Extracted data entries:
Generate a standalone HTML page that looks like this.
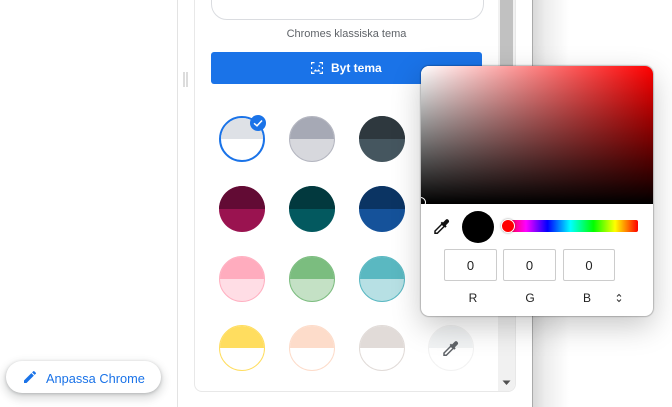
<!DOCTYPE html>
<html>
<head>
<meta charset="utf-8">
<style>
html,body{margin:0;padding:0;width:672px;height:407px;overflow:hidden;background:#fff;font-family:"Liberation Sans",sans-serif}
.a{position:absolute}
.c{position:absolute;width:46px;height:46px;border-radius:50%;box-sizing:border-box;overflow:hidden}
.c i{position:absolute;left:0;right:0;top:0;height:50%;display:block}
.in{position:absolute;top:249px;height:32px;box-sizing:border-box;border:1px solid #ccc;border-radius:2px;text-align:center;line-height:32px;font-size:13px;color:#222;background:#fff}
.l{position:absolute;top:291px;font-size:12px;color:#222;width:20px;text-align:center}
</style>
</head>
<body>
<div style="position:relative;width:672px;height:407px;overflow:hidden">
<div class="a" style="left:177px;top:0;width:1px;height:407px;background:#e3e3e3"></div>

<!-- panel -->
<div class="a" style="left:178px;top:0;width:354px;height:407px;background:#fff;border-right:1px solid #aaa"></div>
<div class="a" style="left:533px;top:0;width:36px;height:407px;background:linear-gradient(to right,rgba(0,0,0,.15),rgba(0,0,0,.07) 35%,rgba(0,0,0,0))"></div>
<div class="a" style="left:183px;top:72px;width:2px;height:15px;background:#dcdcdc"></div>
<div class="a" style="left:186px;top:72px;width:2px;height:15px;background:#dcdcdc"></div>
<!-- card -->
<div class="a" style="left:194px;top:-10px;width:322px;height:402px;box-sizing:border-box;border:1px solid #e8e8e8;border-radius:8px;background:#fff;overflow:hidden">
  <div class="a" style="left:303px;top:0;width:18px;height:400px;background:#f1f1f1"></div>
  <div class="a" style="left:305px;top:0;width:13px;height:230px;background:#c1c1c1"></div>
</div>
<svg class="a" style="left:502px;top:380px" width="10" height="6"><path d="M0.500 0.500H8.500L4.500 5z" fill="#505050"/></svg>

<div class="a" style="left:211px;top:-20px;width:273px;height:40px;box-sizing:border-box;border:1px solid #dadce0;border-radius:16px;background:#fff"></div>
<div class="a" style="left:211px;top:27px;width:271px;text-align:center;font-size:11px;line-height:14px;color:#5f6368">Chromes klassiska tema</div>

<div class="a" style="left:211px;top:52px;width:271px;height:32px;background:#1a73e8;border-radius:3px"></div>
<svg class="a" style="left:310px;top:61px" width="14" height="14" viewBox="0 0 14 14" fill="none" stroke="#fff" stroke-width="1.200"><path d="M4.500 1.600H1.600V3.500M9.500 1.600H12.400V3.500M1.600 6V8M12.400 6V8M1.600 10.500V12.400H4.500M12.400 10.500V12.400H9.500"/><path d="M3.500 10.500L5.500 8.300L7 9.800L8.500 8.300L10.500 10.500z" fill="#fff" stroke="none"/><circle cx="9.300" cy="5" r=".9" fill="#fff" stroke="none"/></svg>
<div class="a" style="left:331px;top:61px;font-size:12px;line-height:15px;font-weight:bold;color:#fff">Byt tema</div>

<!-- row 1 -->
<div class="c" style="left:219px;top:116px;background:#fff;border:2px solid #1a73e8"><i style="background:#dee1e6;height:21px"></i></div>
<div class="a" style="left:250px;top:115px;width:16px;height:16px;border-radius:50%;background:#1a73e8"></div>
<svg class="a" style="left:250px;top:115px" width="16" height="16"><path d="M4 8.300L7 10.800L12 5.500" fill="none" stroke="#fff" stroke-width="1.500"/></svg>
<div class="c" style="left:289px;top:116px;background:#d7d8dd;border:1px solid #b4b6c0"><i style="background:#a6a9b5"></i></div>
<div class="c" style="left:359px;top:116px;background:#45565f"><i style="background:#2e383e"></i></div>
<!-- row 2 -->
<div class="c" style="left:219px;top:186px;background:#9a1350"><i style="background:#620b34"></i></div>
<div class="c" style="left:289px;top:186px;background:#03595f"><i style="background:#02393e"></i></div>
<div class="c" style="left:359px;top:186px;background:#15529a"><i style="background:#0b3463"></i></div>
<!-- row 3 -->
<div class="c" style="left:219px;top:256px;background:#ffdde5;border:1px solid #ffb0c1"><i style="background:#ffacbe"></i></div>
<div class="c" style="left:289px;top:256px;background:#c4e1c5;border:1px solid #7dbd80"><i style="background:#7bbd7f"></i></div>
<div class="c" style="left:359px;top:256px;background:#b7e0e4;border:1px solid #5ab8c2"><i style="background:#5ab8c1"></i></div>
<!-- row 4 -->
<div class="c" style="left:219px;top:325px;background:#fff;border:1px solid #ffdd5f"><i style="background:#ffdd5f"></i></div>
<div class="c" style="left:289px;top:325px;background:#fff;border:1px solid #fddcca"><i style="background:#fddcca"></i></div>
<div class="c" style="left:359px;top:325px;background:#fff;border:1px solid #e1dbd8"><i style="background:#e1dbd8"></i></div>
<div class="c" style="left:428px;top:325px;background:#fff;border:1px solid #f2f2f2"><i style="background:#f1f3f4"></i></div>
<svg class="a" style="left:442px;top:340px" width="17" height="17" viewBox="0 0 17 17" fill="none" stroke="#5f6368"><path d="M2 15.300V13L9.500 5.500L11.800 7.800L4.300 15.300z" stroke-width="1.500"/><path d="M8.300 4.300L13 9" stroke-width="2"/><path d="M11 6.300L14 3.300" stroke-width="4" stroke-linecap="round"/></svg>

<!-- popup -->
<div class="a" style="left:421px;top:66px;width:232px;height:250px;background:#fff;border-radius:8px;box-shadow:0 0 1px 1px rgba(0,0,0,.22),0 10px 30px rgba(0,0,0,.22);overflow:hidden">
  <div class="a" style="left:0;top:0;width:232px;height:138px;background:linear-gradient(to top,#000,rgba(0,0,0,0)),linear-gradient(to right,#fff,#f00)"></div>
  <div class="a" style="left:-6px;top:131px;width:9px;height:9px;border:1.500px solid #fff;border-radius:50%;box-sizing:content-box"></div>
</div>
<svg class="a" style="left:433px;top:218px" width="17" height="17" viewBox="0 0 17 17" fill="none" stroke="#111"><path d="M2 15.300V13L9.500 5.500L11.800 7.800L4.300 15.300z" stroke-width="1.500"/><path d="M8.300 4.300L13 9" stroke-width="2"/><path d="M11 6.300L14 3.300" stroke-width="4" stroke-linecap="round"/></svg>
<div class="a" style="left:462px;top:211px;width:32px;height:32px;border-radius:50%;background:#000"></div>
<div class="a" style="left:503px;top:220px;width:135px;height:12px;border-radius:2px;background:linear-gradient(to right,#f00 0%,#f0f 17%,#00f 33%,#0ff 50%,#0f0 67%,#ff0 83%,#f00 100%)"></div>
<div class="a" style="left:501px;top:219px;width:14px;height:14px;box-sizing:border-box;border-radius:50%;background:#f00;border:1.500px solid #fff;box-shadow:0 0 2px rgba(0,0,0,.4)"></div>
<div class="in" style="left:444px;width:53px">0</div>
<div class="in" style="left:503px;width:53px">0</div>
<div class="in" style="left:563px;width:52px">0</div>
<div class="l" style="left:463px">R</div>
<div class="l" style="left:520px">G</div>
<div class="l" style="left:577px">B</div>
<svg class="a" style="left:615px;top:293px" width="8" height="10" fill="none" stroke="#333" stroke-width="1"><path d="M2 3.500L4 1.500L6 3.500M2 6.500L4 8.500L6 6.500"/></svg>

<!-- pill -->
<div class="a" style="left:6px;top:361px;width:155px;height:32px;border-radius:16px;background:#fff;box-shadow:0 1px 3px rgba(60,64,67,.3),0 4px 8px 3px rgba(60,64,67,.15)"></div>
<svg class="a" style="left:22px;top:369px" width="16" height="16" viewBox="0 0 24 24"><path d="M3 17.250V21h3.750L17.810 9.940l-3.750-3.750L3 17.250zM20.710 7.040a1 1 0 0 0 0-1.410l-2.340-2.340a1 1 0 0 0-1.410 0l-1.830 1.830 3.750 3.750 1.830-1.830z" fill="#1a73e8"/></svg>
<div class="a" style="left:46px;top:371px;font-size:12.800px;line-height:15px;color:#1a73e8">Anpassa Chrome</div>
</div>
</body>
</html>
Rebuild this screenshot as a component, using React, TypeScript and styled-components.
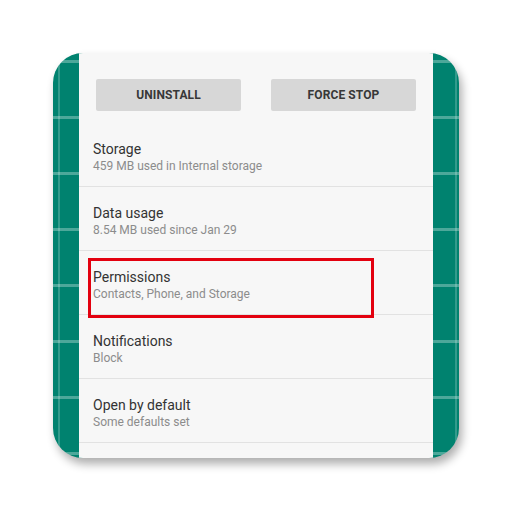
import React from "react";
import styled, { createGlobalStyle } from "styled-components";

const Global = createGlobalStyle`
  html, body { margin: 0; padding: 0; background: #ffffff; }
  body { font-family: Roboto, "Liberation Sans", Arial, sans-serif; }
`;

const Page = styled.div`
  width: 512px;
  height: 512px;
  display: flex;
  align-items: flex-start;
  justify-content: flex-start;
  padding: 53px 0 0 53px;
  box-sizing: border-box;
`;

const Card = styled.div`
  width: 406px;
  height: 405px;
  border-radius: 30px;
  overflow: hidden;
  display: grid;
  grid-template-columns: 26px 1fr 26px;
  box-shadow: 3px 6px 10px rgba(0, 0, 0, 0.32);
  background-color: #00826f;
  background-image:
    linear-gradient(to right, transparent 5px, rgba(255,255,255,0.2) 5px, rgba(255,255,255,0.2) 7px, transparent 7px),
    linear-gradient(to left, transparent 2px, rgba(255,255,255,0.2) 2px, rgba(255,255,255,0.2) 4px, transparent 4px),
    repeating-linear-gradient(to bottom, transparent 0px, transparent 7px, rgba(255,255,255,0.3) 7px, rgba(255,255,255,0.3) 10px, transparent 10px, transparent 56px);
`;

const Strip = styled.div``;

const Screen = styled.div`
  background: #f7f7f7;
  display: flex;
  flex-direction: column;
  padding-top: 26px;
`;

const ButtonRow = styled.div`
  display: flex;
  gap: 30px;
  padding: 0 17px;
  margin-bottom: 12px;
`;

const ActionButton = styled.div`
  flex: 1;
  height: 32px;
  background: #d7d7d7;
  border-radius: 2px;
  display: flex;
  align-items: center;
  justify-content: center;
  font-size: 12px;
  font-weight: 700;
  color: #383838;
  letter-spacing: 0.1px;
`;

const Row = styled.div`
  position: relative;
  height: 64px;
  box-sizing: border-box;
  border-bottom: 1.5px solid #e2e2e2;
  padding: 18px 0 0 14px;
  display: flex;
  flex-direction: column;
`;

const Title = styled.div`
  font-size: 14px;
  color: #333333;
  line-height: 17px;
`;

const Subtitle = styled.div`
  font-size: 12px;
  color: #8c8c8c;
  line-height: 17px;
`;

const Highlight = styled.div`
  position: absolute;
  left: 9px;
  top: 7px;
  width: 286px;
  height: 60px;
  box-sizing: border-box;
  border: 3px solid #e3000f;
`;

const items = [
  { title: "Storage", sub: "459 MB used in Internal storage" },
  { title: "Data usage", sub: "8.54 MB used since Jan 29" },
  { title: "Permissions", sub: "Contacts, Phone, and Storage", mark: true },
  { title: "Notifications", sub: "Block" },
  { title: "Open by default", sub: "Some defaults set" },
];

export default function App() {
  return (
    <>
      <Global />
      <Page>
        <Card>
          <Strip />
          <Screen>
            <ButtonRow>
              <ActionButton>UNINSTALL</ActionButton>
              <ActionButton>FORCE STOP</ActionButton>
            </ButtonRow>
            {items.map((it) => (
              <Row key={it.title}>
                <Title>{it.title}</Title>
                <Subtitle>{it.sub}</Subtitle>
                {it.mark && <Highlight />}
              </Row>
            ))}
          </Screen>
          <Strip />
        </Card>
      </Page>
    </>
  );
}
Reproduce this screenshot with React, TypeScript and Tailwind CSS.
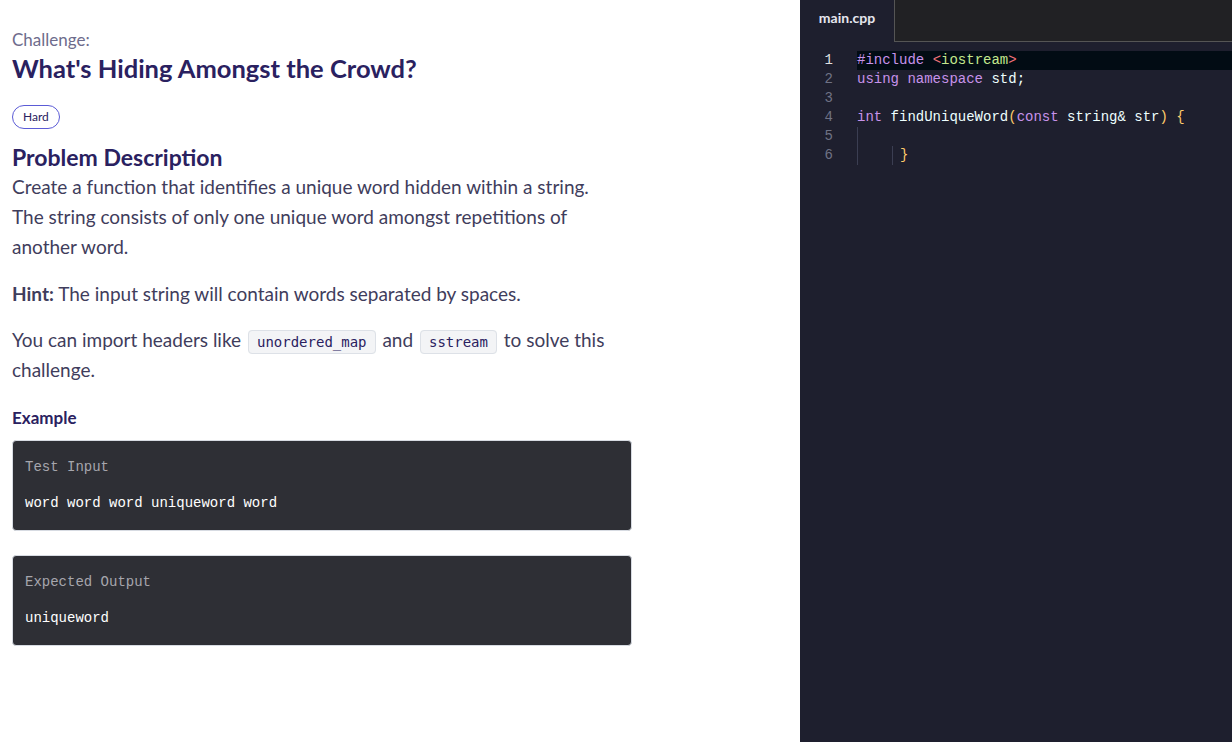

EXERCISE PROMPT: Scan the material above for the string "TypeScript" and return the lines that hold it.

IN RESPONSE:
Rebuild this screenshot as a component, using React, TypeScript and styled-components.
Reproduce this screenshot with React, TypeScript and Tailwind CSS.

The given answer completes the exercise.